With Murat Atamer
How has increased algo trading affected market microstructure across Asia?
Market structure, regulatory environment, and advanced technology are the key factors promoting the use of algorithms. This is evident from the fact that a good trader uses drastically different algorithms in South East Asia from those she would prefer in liquid developed markets in our region. Spreads are the driving force as once they get smaller, displayed liquidity decreases and manual trading becomes difficult, resulting in an increased use of algorithms.
Over the past few years, we have seen a considerable increase in the portion of overall trading going through algorithms. This is evident in the data as volume curves across securities within a market look increasingly similar to each other. The fact that VWAP and volume participation algorithms have been the “go to” algorithms for most buy-side traders explains these patterns.
Recently we see a heightened interest from the buy-side on opportunistic algorithms that go beyond their predictable, yet very mechanical, predecessors. Traders want algorithms that “act” like a human trader by focusing on real-time market dynamics. There is also an increased focus on performance and a move away benchmarks that encourage high participation rates.

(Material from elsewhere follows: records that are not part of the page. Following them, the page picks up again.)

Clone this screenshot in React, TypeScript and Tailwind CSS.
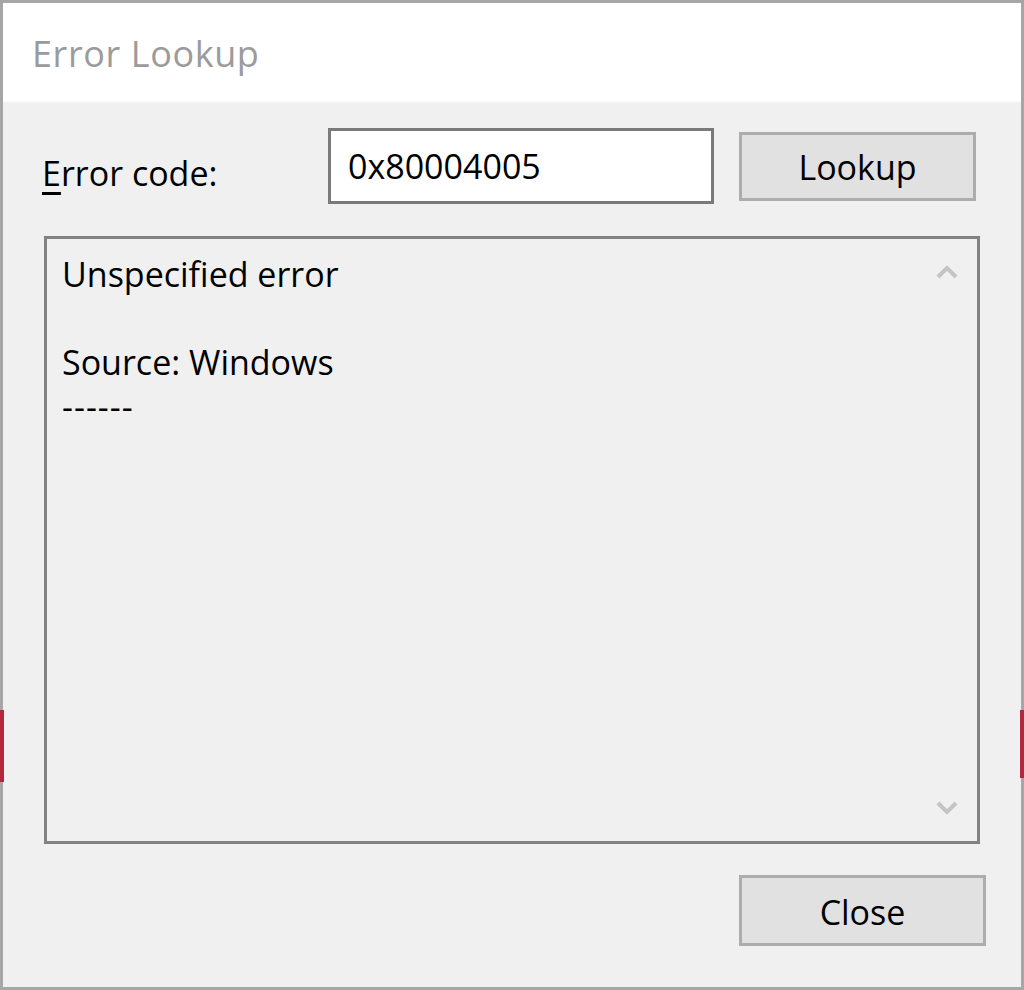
export default function App() {
  return (
    <div
      className="relative w-[1024px] h-[990px] bg-[#f0f0f0] border-[3px] border-[#a6a6a6] flex flex-col"
      style={{ fontFamily: '"Open Sans", "Noto Sans", sans-serif' }}
    >
      {/* Title bar */}
      <div className="h-[100px] bg-white flex items-center pl-[29px] border-b-2 border-[#f7f7f7] shrink-0">
        <span className="text-[36px] text-[#9b9b9b] tracking-[0.6px] pt-[3px]">Error Lookup</span>
      </div>

      {/* Error code row */}
      <div className="flex items-center pl-[39px] mt-[25px]">
        <label className="w-[286px] pt-[14px] text-[34px] text-black">
          <span className="underline underline-offset-[6px] decoration-[3px]">E</span>rror code:
        </label>
        <div className="w-[386px] h-[76px] bg-white border-[3px] border-[#7a7a7a] flex items-center pl-[17px]">
          <span className="text-[34px] text-black">0x80004005</span>
        </div>
        <button className="ml-[25px] w-[237px] h-[69px] bg-[#e1e1e1] border-[3px] border-[#adadad] flex items-center justify-center pt-[3px] text-[34px] text-black">
          Lookup
        </button>
      </div>

      {/* Result text box */}
      <div className="ml-[41px] mt-[32px] w-[936px] h-[608px] border-[3px] border-[#828282] bg-[#f0f0f0] flex">
        <div className="flex-1 pl-[15px] pt-[13px] text-[34px] leading-[44px] text-black">
          <p>Unspecified error</p>
          <p>&nbsp;</p>
          <p>Source: Windows</p>
          <p className="tracking-[1px]">------</p>
        </div>
        <div className="w-[60px] flex flex-col justify-between items-center py-[26px]">
          <svg width="22" height="14" viewBox="0 0 22 14">
            <path d="M2 12 L11 3 L20 12" fill="none" stroke="#c4c4c4" strokeWidth="4" />
          </svg>
          <svg width="22" height="14" viewBox="0 0 22 14">
            <path d="M2 2 L11 11 L20 2" fill="none" stroke="#c4c4c4" strokeWidth="4" />
          </svg>
        </div>
      </div>

      {/* Close */}
      <div className="flex justify-end pr-[35px] mt-[31px]">
        <button className="w-[247px] h-[71px] bg-[#e1e1e1] border-[3px] border-[#adadad] flex items-center justify-center pt-[3px] text-[34px] text-black">
          Close
        </button>
      </div>

      {/* edge marks */}
      <div className="absolute left-[-3px] top-[707px] w-[4px] h-[72px] bg-[#b3283c]" />
      <div className="absolute right-[-3px] top-[707px] w-[4px] h-[68px] bg-[#b3283c]" />
    </div>
  )
}
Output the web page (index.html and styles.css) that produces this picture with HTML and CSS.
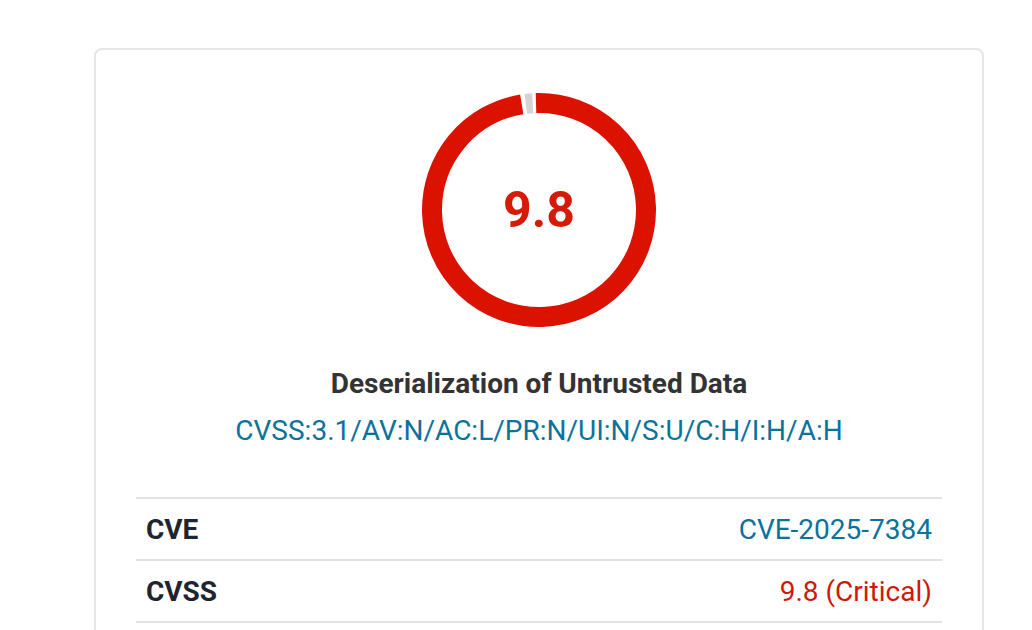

What comes next for algo strategy and development, and who will drive the change – regulators restricting innovation, buy-side pushing for more control?
These are exciting times. The SFC’s regulatory drive forced traders to get a deeper understanding of the algorithms they are using. This has opened up a lot of debate between the algo users and the designers. We have seen a decline in the number of algorithms used by a typical buy-side trader. All of a sudden safety measures available to brokers to protect buyside orders have taken the front seat. Traders were more interested in fat finger protections and on how broker circuit breakers work than getting another custom algorithm; and therefore, for the first time we have seen cancellations on custom algo requests from the buy-side.
The regulatory push for safety has set the stage for less algorithm providers as well as less algorithms. This is likely to mark the beginning of a period for further specialisation by the traders as well as by brokers where they will focus extensively on bettering their existing algorithms. A much greater level of transparency between the buy-side and the sell-side is crucial for achieving this systematically. Particularly, the traders have no visibility on the child slices sent to the market by the algorithms that they are using, and, therefore, have been pushing the sell-side on fix tags that provide liquidity indicators, i.e. Tag851, which would provide this information real-time. Electronic trading platforms that provide feedback to designers as well as the users will naturally evolve to be superior to mechanical platforms that lack this capability. The feedback does not necessarily need to be real-time as long as it is available for in-depth analytics. In this regard, TCA can be a crucial tool to bridge this gap and provide the much needed transparency to the buy-side. Historically, TCA has offered little insight in terms of “selecting the right algorithm.” With this in mind, we have been actively looking at our platinum client orders and have been closely working with them on their algorithm choices based on stock, market, as well as order characteristics to help them achieve better execution.